Acha que pode comprometer a produção de futuros modelos?
A Autoeuropa tem excelentes condições para produzir este e outros modelos, é uma fábrica que, dentro do grupo, é altamente qualificada e tem todas as condições para ter um excelente futuro pela frente. É bom que os trabalhadores reflitam sobre isso e façam as opções corretas, e que não se deixem arrastar para lutas político-sindicais que só minam a empresa e a sua viabilidade.
Como um dos responsáveis pelo acordo que fez na Lisnave e ex-líder da comissão de trabalhadores, que conselho dá?
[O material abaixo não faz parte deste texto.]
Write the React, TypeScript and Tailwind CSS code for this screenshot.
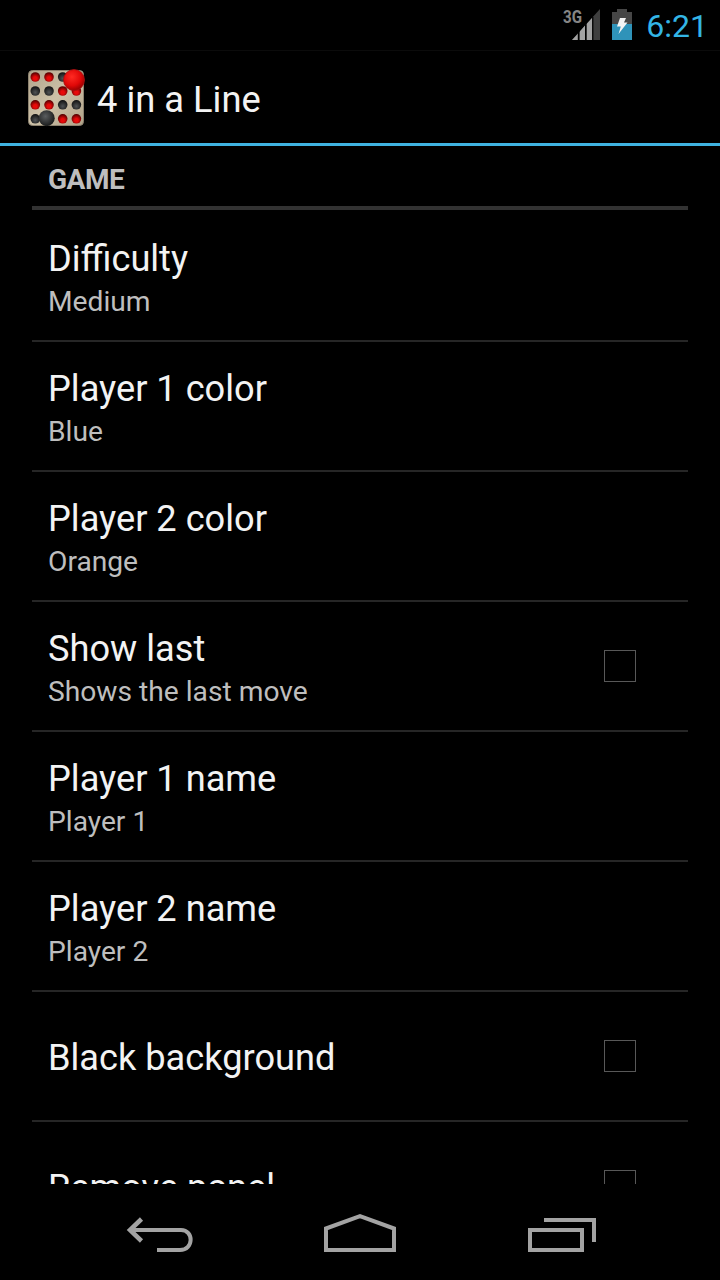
import React, { useState } from 'react';

interface Preference {
  key: string;
  title: string;
  summary?: string;
  checkbox?: boolean;
}

const preferences: Preference[] = [
  { key: 'difficulty', title: 'Difficulty', summary: 'Medium' },
  { key: 'player1Color', title: 'Player 1 color', summary: 'Blue' },
  { key: 'player2Color', title: 'Player 2 color', summary: 'Orange' },
  { key: 'showLast', title: 'Show last', summary: 'Shows the last move', checkbox: true },
  { key: 'player1Name', title: 'Player 1 name', summary: 'Player 1' },
  { key: 'player2Name', title: 'Player 2 name', summary: 'Player 2' },
  { key: 'blackBackground', title: 'Black background', checkbox: true },
  { key: 'removePanel', title: 'Remove panel', checkbox: true },
];

// One row per line of the board, r = red piece, b = black piece
const board = ['rrbr', 'bbrr', 'rrbb', 'bbrr'];
const boardX = [9.3, 23, 36.7, 50.4];
const boardY = [11, 25, 38.8, 52.8];

function AppIcon() {
  return (
    <svg width="62" height="62" viewBox="0 0 62 62">
      <defs>
        <linearGradient id="panel" x1="0" y1="0" x2="1" y2="1">
          <stop offset="0" stopColor="#b0a48c" />
          <stop offset="0.5" stopColor="#cdc1a8" />
          <stop offset="1" stopColor="#b0a288" />
        </linearGradient>
        <radialGradient id="redPiece" cx="0.5" cy="0.65" r="0.6">
          <stop offset="0.3" stopColor="#e80a0a" />
          <stop offset="1" stopColor="#5a0000" />
        </radialGradient>
        <radialGradient id="blackPiece" cx="0.5" cy="0.65" r="0.6">
          <stop offset="0" stopColor="#505355" />
          <stop offset="1" stopColor="#141414" />
        </radialGradient>
        <radialGradient id="redBall" cx="0.4" cy="0.35" r="0.7">
          <stop offset="0" stopColor="#ff2a22" />
          <stop offset="0.6" stopColor="#e00808" />
          <stop offset="1" stopColor="#8c0000" />
        </radialGradient>
        <radialGradient id="blackBall" cx="0.42" cy="0.38" r="0.65">
          <stop offset="0" stopColor="#5a5d5f" />
          <stop offset="1" stopColor="#171818" />
        </radialGradient>
      </defs>
      <rect x="2.5" y="4.5" width="55" height="55" rx="4" fill="url(#panel)" stroke="#8d8370" />
      {board.map((line, row) =>
        line.split('').map((piece, col) => (
          <circle
            key={`${row}-${col}`}
            cx={boardX[col]}
            cy={boardY[row]}
            r="4.8"
            fill={piece === 'r' ? 'url(#redPiece)' : 'url(#blackPiece)'}
          />
        ))
      )}
      <circle cx="48" cy="14" r="10.5" fill="url(#redBall)" stroke="#a81010" strokeWidth="0.8" />
      <circle cx="20.7" cy="52.2" r="8" fill="url(#blackBall)" />
    </svg>
  );
}

function StatusBar() {
  return (
    <div className="flex h-[50px] shrink-0 justify-end pr-3">
      <svg width="38" height="50" viewBox="0 0 38 50" className="mr-[11px]">
        <path d="M9 40 L37 9 V40 Z" fill="#3f3f3f" />
        <path d="M9 40 L15 33.4 V40 Z M17 40 V31.2 L22 25.6 V40 Z M24 40 V23.4 L29 17.9 V40 Z" fill="#a3a3a3" />
        <path d="M15.4 40 V32 M22.6 40 V25 M29.8 40 V17" stroke="#000" strokeWidth="1.2" />
        <text
          x="0"
          y="22.8"
          fontFamily="Roboto, sans-serif"
          fontSize="18"
          fontWeight="700"
          fill="#858585"
          textLength="19"
          lengthAdjust="spacingAndGlyphs"
        >
          3G
        </text>
      </svg>
      <svg width="20" height="50" viewBox="0 0 20 50" className="mr-[14px]">
        <path d="M0 12 H5 V9 H15 V12 H20 V24 H0 Z" fill="#464646" />
        <rect y="24" width="20" height="16" fill="#2f93b9" />
        <path d="M8 18 H14 L12 22.5 H15.5 L6.5 34 L8.8 26.5 H5 Z" fill="#f4f4f4" />
      </svg>
      <span className="text-[32px] leading-[52px] text-[#33b5e5]">6:21</span>
    </div>
  );
}

function Checkbox({ checked, onChange }: { checked: boolean; onChange: () => void }) {
  return (
    <button
      role="checkbox"
      aria-checked={checked}
      onClick={onChange}
      className="mr-[52px] flex h-8 w-8 items-center justify-center border border-[#585858] text-2xl text-[#33b5e5]"
    >
      {checked ? '✓' : null}
    </button>
  );
}

function NavigationBar() {
  return (
    <div className="flex h-24 shrink-0 items-center pl-[126px]">
      <svg width="68" height="96" viewBox="0 0 68 96" fill="none" stroke="#a3a3a3" strokeWidth="4">
        <path d="M15.5 35 L4 46 L15.5 57" strokeWidth="4.5" />
        <path d="M4 46 H55 C68 46 68 66 54 66 H31" />
      </svg>
      <svg width="72" height="96" viewBox="0 0 72 96" fill="none" stroke="#a3a3a3" strokeWidth="4" className="ml-[130px]">
        <path d="M2 66 V44.5 L36 32.2 L70 44.5 V66 Z" />
      </svg>
      <svg width="70" height="96" viewBox="0 0 70 96" fill="none" stroke="#a3a3a3" strokeWidth="4" className="ml-[132px]">
        <path d="M2 46 H54 V66 H2 Z" />
        <path d="M16 36 H66 V58" />
      </svg>
    </div>
  );
}

export default function App() {
  const [checked, setChecked] = useState<Record<string, boolean>>({});

  const toggle = (key: string) => setChecked((prev) => ({ ...prev, [key]: !prev[key] }));

  return (
    <div className="flex h-[1280px] w-[720px] flex-col overflow-hidden bg-black font-[Roboto,sans-serif] text-[#f3f3f3]">
      <StatusBar />

      {/* Action bar */}
      <header className="flex h-24 shrink-0 items-center border-t border-b-3 border-t-[#0b0b0b] border-b-[#3fb2e0] pl-[26px]">
        <AppIcon />
        <h1 className="ml-[9px] pt-1.5 text-[36.3px] leading-[42px]">4 in a Line</h1>
      </header>

      {/* Preference list */}
      <main className="min-h-0 flex-1 overflow-hidden px-8">
        <h2 className="mb-0.5 flex h-16 items-center border-b-4 border-[#323232] px-4 pt-2 text-[28px] font-bold tracking-[-0.5px] text-[#bebebe]">
          GAME
        </h2>
        {preferences.map((pref) => (
          <div key={pref.key} className="flex h-[130px] items-center justify-between border-b-2 border-[#262626] pl-4">
            <div className="pt-1">
              <div className="text-[36.2px] leading-[46px]">{pref.title}</div>
              {pref.summary && (
                <div className="mt-px -mb-px text-[28.2px] leading-[38px] text-[#bebebe]">{pref.summary}</div>
              )}
            </div>
            {pref.checkbox && (
              <Checkbox checked={!!checked[pref.key]} onChange={() => toggle(pref.key)} />
            )}
          </div>
        ))}
      </main>

      <NavigationBar />
    </div>
  );
}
Que não extremem posições, que percebam que o futuro é mais importante do que o dia de hoje, e que em diálogo social, mesmo que tenha de se melhorar este ou aquele aspeto, viabilizem a empresa e salvem os seus postos de trabalho porque, muitas vezes, as tensões do momento são más conselheiras para o bem-estar e para o futuro. E, quando se fala na Autoeuropa, não nos esqueçamos que tem uma cadeia de subcontratação com “n” empresas que trabalham para a fábrica. Não está só em causa a Autoeuropa, está um conjunto de empresas-satélite que dependem dela e que sofrem com qualquer alteração negativa que venha a ocorrer.